In my humble opinion, the person best suited to make these kinds of decisions is the financially responsible patient working with a properly trained and credentialed health care provider of the patient’s choosing (in my view that also includes properly trained and credentialed paraprofessionals who are appropriately supervised by a responsible professional).
June 28, 2007
Public comment on primary care
From Don McCanne, M.D.
James Knight’s comments on “economical care” are puzzling. A strong primary care infrastructure has been proven repeatedly to provide higher quality care by ensuring better access to more appropriate care, and does so at a lower cost. Yet he cynically dismisses primary care as a “holy grail” and suggests using in-store clinics. In-store clinics provide only single-visit care for very minor problems and can’t possibly manage major acute or chronic problems. He apparently would abandon the benefit of coordinated, integrated care in a primary care medical home.
He then suggests that specialists are the “most qualified” physicians, but also defends their high fees. How does increasing the use of highly specialized services reduce health care spending? In fact, the Dartmouth studies have shown that in many areas of the country we spend too much on highly specialized services and often have worse outcomes as a result.

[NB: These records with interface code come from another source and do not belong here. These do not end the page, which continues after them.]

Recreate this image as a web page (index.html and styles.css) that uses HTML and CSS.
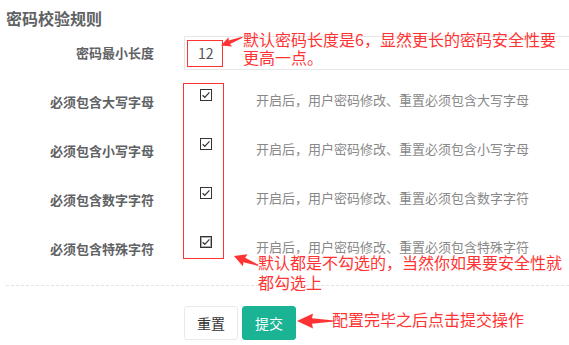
FILE: index.html
```html
<!DOCTYPE html>
<html lang="zh-CN">
<head>
<meta charset="utf-8">
<title>密码校验规则</title>
<link rel="stylesheet" href="styles.css">
</head>
<body>
<div class="panel">
  <h3 class="title">密码校验规则</h3>
  <div class="form">
    <div class="row row-input">
      <label class="lbl">密码最小长度</label>
      <div class="ctrl"><div class="input">12</div></div>
    </div>
    <div class="row row-check">
      <label class="lbl">必须包含大写字母</label>
      <div class="chk-col"><span class="chk"><svg viewBox="0 0 12 12" width="12" height="12"><rect x="0.5" y="0.5" width="11" height="11" fill="#fff" stroke="#333"/><path d="M2.6 6.2 L4.8 8.3 L9.4 3.4" fill="none" stroke="#333" stroke-width="1.2"/></svg></span></div>
      <div class="desc">开启后，用户密码修改、重置必须包含大写字母</div>
    </div>
    <div class="row row-check">
      <label class="lbl">必须包含小写字母</label>
      <div class="chk-col"><span class="chk"><svg viewBox="0 0 12 12" width="12" height="12"><rect x="0.5" y="0.5" width="11" height="11" fill="#fff" stroke="#333"/><path d="M2.6 6.2 L4.8 8.3 L9.4 3.4" fill="none" stroke="#333" stroke-width="1.2"/></svg></span></div>
      <div class="desc">开启后，用户密码修改、重置必须包含小写字母</div>
    </div>
    <div class="row row-check">
      <label class="lbl">必须包含数字字符</label>
      <div class="chk-col"><span class="chk"><svg viewBox="0 0 12 12" width="12" height="12"><rect x="0.5" y="0.5" width="11" height="11" fill="#fff" stroke="#333"/><path d="M2.6 6.2 L4.8 8.3 L9.4 3.4" fill="none" stroke="#333" stroke-width="1.2"/></svg></span></div>
      <div class="desc">开启后，用户密码修改、重置必须包含数字字符</div>
    </div>
    <div class="row row-check">
      <label class="lbl">必须包含特殊字符</label>
      <div class="chk-col"><span class="chk"><svg viewBox="0 0 12 12" width="12" height="12"><rect x="0.5" y="0.5" width="11" height="11" fill="#fff" stroke="#333"/><rect x="1.5" y="1.5" width="9" height="9" fill="none" stroke="#555" stroke-width="1" stroke-dasharray="1 1"/><path d="M2.6 6.2 L4.8 8.3 L9.4 3.4" fill="none" stroke="#333" stroke-width="1.2"/></svg></span></div>
      <div class="desc">开启后，用户密码修改、重置必须包含特殊字符</div>
    </div>
    <div class="divider"></div>
    <div class="actions">
      <button class="btn btn-reset" type="button">重置</button>
      <button class="btn btn-submit" type="button">提交</button>
    </div>
  </div>

  <div class="mark mark-input"></div>
  <div class="mark mark-checks"></div>
  <div class="note note-1">默认密码长度是6，显然更长的密码安全性要<br>更高一点。</div>
  <div class="note note-2">默认都是不勾选的，当然你如果要安全性就<br>都勾选上</div>
  <div class="note note-3">配置完毕之后点击提交操作</div>
  <svg class="arrows" width="569" height="345" viewBox="0 0 569 345">
    <g fill="#f33">
      <g transform="translate(221 45.5) rotate(-21)">
        <polygon points="0,0 10,-5 9,-1.8 23,-0.6 23,0.6 9,1.8 10,5"/>
      </g>
      <g transform="translate(234 256) rotate(21)">
        <polygon points="0,0 12,-6.5 11,-2.4 26,-0.6 26,0.6 11,2.4 12,6.5"/>
      </g>
      <g transform="translate(297 321)">
        <polygon points="0,0 16,-7.5 15,-2.8 37,-0.6 37,0.6 15,2.8 16,7.5"/>
      </g>
    </g>
  </svg>
</div>
</body>
</html>
```

FILE: styles.css
```css
html, body {
  margin: 0;
  padding: 0;
  background: #fff;
  overflow: hidden;
}

body {
  font-family: "Noto Sans CJK SC", "Noto Sans", sans-serif;
  color: #676a6c;
}

.panel {
  position: relative;
  display: flow-root;
  width: 569px;
  height: 345px;
}

.title {
  margin: 8px 0 0 6px;
  font-size: 16px;
  line-height: 20px;
  font-weight: bold;
  color: #5f6264;
}

.form {
  display: flex;
  flex-direction: column;
}

.row {
  display: flex;
}

.lbl {
  width: 154px;
  flex: none;
  text-align: right;
  font-size: 13px;
  line-height: 20px;
  font-weight: bold;
  color: #5f6264;
}

.row-input {
  margin-top: 8px;
  height: 34px;
  align-items: center;
}

.ctrl {
  margin-left: 30px;
  flex: none;
}

.input {
  box-sizing: border-box;
  width: 400px;
  height: 34px;
  border: 1px solid #e5e6e7;
  padding-left: 13px;
  font-size: 14px;
  line-height: 32px;
  color: #555;
}

.row-check {
  height: 49px;
  align-items: flex-start;
}

.row-input + .row-check {
  margin-top: 8px;
}

.row-check .lbl {
  padding-top: 14px;
}

.chk-col {
  flex: none;
  width: 72px;
  margin-left: 30px;
  padding-top: 11px;
  box-sizing: border-box;
  padding-left: 16px;
}

.chk {
  display: block;
  width: 12px;
  height: 12px;
}

.chk svg {
  display: block;
}

.desc {
  padding-top: 12px;
  font-size: 13px;
  line-height: 20px;
  color: #888;
}

.divider {
  margin: 11px 0 0 6px;
  border-top: 1px dashed #e3e3e3;
}

.actions {
  display: flex;
  gap: 4px;
  margin: 20px 0 0 184px;
}

.btn {
  box-sizing: border-box;
  width: 54px;
  height: 34px;
  font-family: "Noto Sans CJK SC", sans-serif;
  font-size: 14px;
  border-radius: 3px;
  padding: 0;
}

.btn-reset {
  background: #fff;
  border: 1px solid #e7eaec;
  color: #333;
}

.btn-submit {
  background: #1ab394;
  border: 1px solid #1ab394;
  color: #fff;
}

.mark {
  position: absolute;
  border: 1.5px solid #f33;
  box-sizing: border-box;
}

.mark-input {
  left: 187px;
  top: 40px;
  width: 36px;
  height: 27px;
}

.mark-checks {
  left: 183px;
  top: 83px;
  width: 41px;
  height: 176px;
}

.note {
  position: absolute;
  color: #f33;
  font-size: 16px;
  white-space: nowrap;
}

.note-1 {
  left: 243px;
  top: 30px;
  line-height: 18px;
}

.note-2 {
  left: 258px;
  top: 252px;
  line-height: 20px;
}

.note-3 {
  left: 332px;
  top: 309px;
  line-height: 20px;
}

.arrows {
  position: absolute;
  left: 0;
  top: 0;
  pointer-events: none;
}
```
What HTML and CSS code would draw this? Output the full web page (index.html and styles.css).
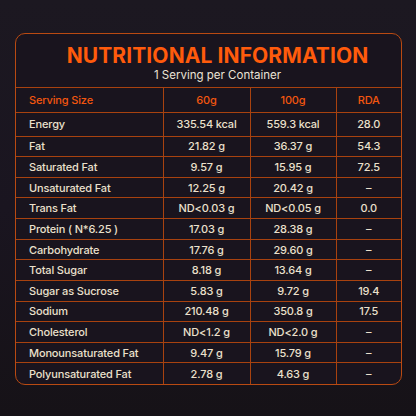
FILE: index.html
```html
<!DOCTYPE html>
<html>
<head>
<meta charset="utf-8">
<link rel="stylesheet" href="styles.css">
</head>
<body>
<div class="card">
  <div class="head">
    <h1 class="title">NUTRITIONAL INFORMATION</h1>
    <p class="sub">1 Serving per Container</p>
  </div>
  <table class="facts">
    <colgroup><col class="c1"><col class="c2"><col class="c3"><col class="c4"></colgroup>
    <thead>
      <tr class="hrow"><th class="name">Serving Size</th><th>60g</th><th>100g</th><th>RDA</th></tr>
    </thead>
    <tbody>
      <tr class="first"><td class="name">Energy</td><td>335.54 kcal</td><td>559.3 kcal</td><td>28.0</td></tr>
      <tr><td class="name">Fat</td><td>21.82 g</td><td>36.37 g</td><td>54.3</td></tr>
      <tr><td class="name">Saturated Fat</td><td>9.57 g</td><td>15.95 g</td><td>72.5</td></tr>
      <tr><td class="name">Unsaturated Fat</td><td>12.25 g</td><td>20.42 g</td><td>–</td></tr>
      <tr><td class="name">Trans Fat</td><td>ND&lt;0.03 g</td><td>ND&lt;0.05 g</td><td>0.0</td></tr>
      <tr><td class="name">Protein ( N*6.25 )</td><td>17.03 g</td><td>28.38 g</td><td>–</td></tr>
      <tr><td class="name">Carbohydrate</td><td>17.76 g</td><td>29.60 g</td><td>–</td></tr>
      <tr><td class="name">Total Sugar</td><td>8.18 g</td><td>13.64 g</td><td>–</td></tr>
      <tr><td class="name">Sugar as Sucrose</td><td>5.83 g</td><td>9.72 g</td><td>19.4</td></tr>
      <tr><td class="name">Sodium</td><td>210.48 g</td><td>350.8 g</td><td>17.5</td></tr>
      <tr><td class="name">Cholesterol</td><td>ND&lt;1.2 g</td><td>ND&lt;2.0 g</td><td>–</td></tr>
      <tr><td class="name">Monounsaturated Fat</td><td>9.47 g</td><td>15.79 g</td><td>–</td></tr>
      <tr><td class="name">Polyunsaturated Fat</td><td>2.78 g</td><td>4.63 g</td><td>–</td></tr>
    </tbody>
  </table>
</div>
</body>
</html>
```
FILE: styles.css
```css
html, body {
  margin: 0;
  padding: 0;
}
body {
  width: 416px;
  height: 416px;
  background: linear-gradient(180deg, #1c1821 0%, #1a1520 50%, #161217 100%);
  font-family: Inter, "Noto Sans", sans-serif;
  color: #ebe0cc;
  padding: 33px 14px 0 15px;
  box-sizing: border-box;
}
.card {
  border: 1px solid #b94a12;
  border-radius: 10px;
  overflow: hidden;
  background: #19141e;
}
.head {
  height: 53px;
  display: flex;
  flex-direction: column;
  align-items: center;
  padding-left: 18px;
}
.title {
  margin: 10px 0 0;
  font-size: 21px;
  line-height: 24px;
  font-weight: 700;
  color: #ff5b0c;
  letter-spacing: 0.1px;
}
.sub {
  margin: 0;
  font-size: 11.5px;
  line-height: 14px;
  font-weight: 400;
  color: #ebe3d6;
}
.facts {
  width: 100%;
  border-collapse: collapse;
  table-layout: fixed;
  font-size: 11px;
  font-weight: 500;
  letter-spacing: -0.15px;
}
.c1 { width: 147px; }
.c2 { width: 87px; }
.c3 { width: 86px; }
.c4 { width: auto; }
.facts th, .facts td {
  border-top: 1px solid #a8420f;
  border-left: 1px solid #a8420f;
  text-align: center;
  padding: 0;
  height: 20.64px;
  box-sizing: border-box;
}
.facts th:first-child, .facts td:first-child {
  border-left: none;
}
.facts .name {
  text-align: left;
  padding-left: 13px;
}
.hrow th {
  color: #f3560f;
  font-weight: 500;
  height: 25px;
}
.first td {
  height: 23.6px;
}
```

He repeats his oft-made assertion that the results of the Rand Health Insurance Experiment provide a basis for adopting consumer directed health care (i.e., requiring patients to pay cash for their care). He omits the fact that hypertensive patients in the study had a higher death rate when they were exposed to cost sharing. Death is hardly the same outcome as that of those who didn’t die.
The Rand HIE was a study of a healthy workforce and their healthy families during a few healthy years of their lives. It has intrinsic validity for a similar healthy population, but it has no extrinsic validity for our entire population, throughout life, with our full basket of health problems. About 80 percent of health spending is for the 20 percent of individuals with significant health problems. The RAND HIE does not apply to this 80 percent of spending, and can have very little impact on our overall health care costs. Pretending that wasteful patient spending is why we have high health care costs is totally off target.
We know how to reduce waste while improving the overall quality of our system. We can eliminate a tremendous amount of administrative waste, due to our fragmented system of financing care, by changing to a single, efficient insurance system. We can improve quality and reduce costs by realigning incentives to support our rapidly deteriorating primary care infrastructure. We can realign incentives to encourage appropriate use of high-tech specialized services while discouraging wasteful, detrimental excesses. We can negotiate prices and fees to pay for legitimate costs and fair profits, while eliminating payment for costs that do not benefit patients (such as DTC drug marketing).
This year Medicare identified excesses in spending on imaging. They responded by shifting funds from these excesses to improve reimbursement for primary care. The fragmented private insurance industry is not capable of providing the structural reforms in financing that we need. If we really want to contain costs and improve quality in a system that’s affordable for everyone, then we need to change to a single, equitably-funded risk pool with administrators dedicated to patients rather than to enterprises. An improved Medicare for all of us would accomplish that.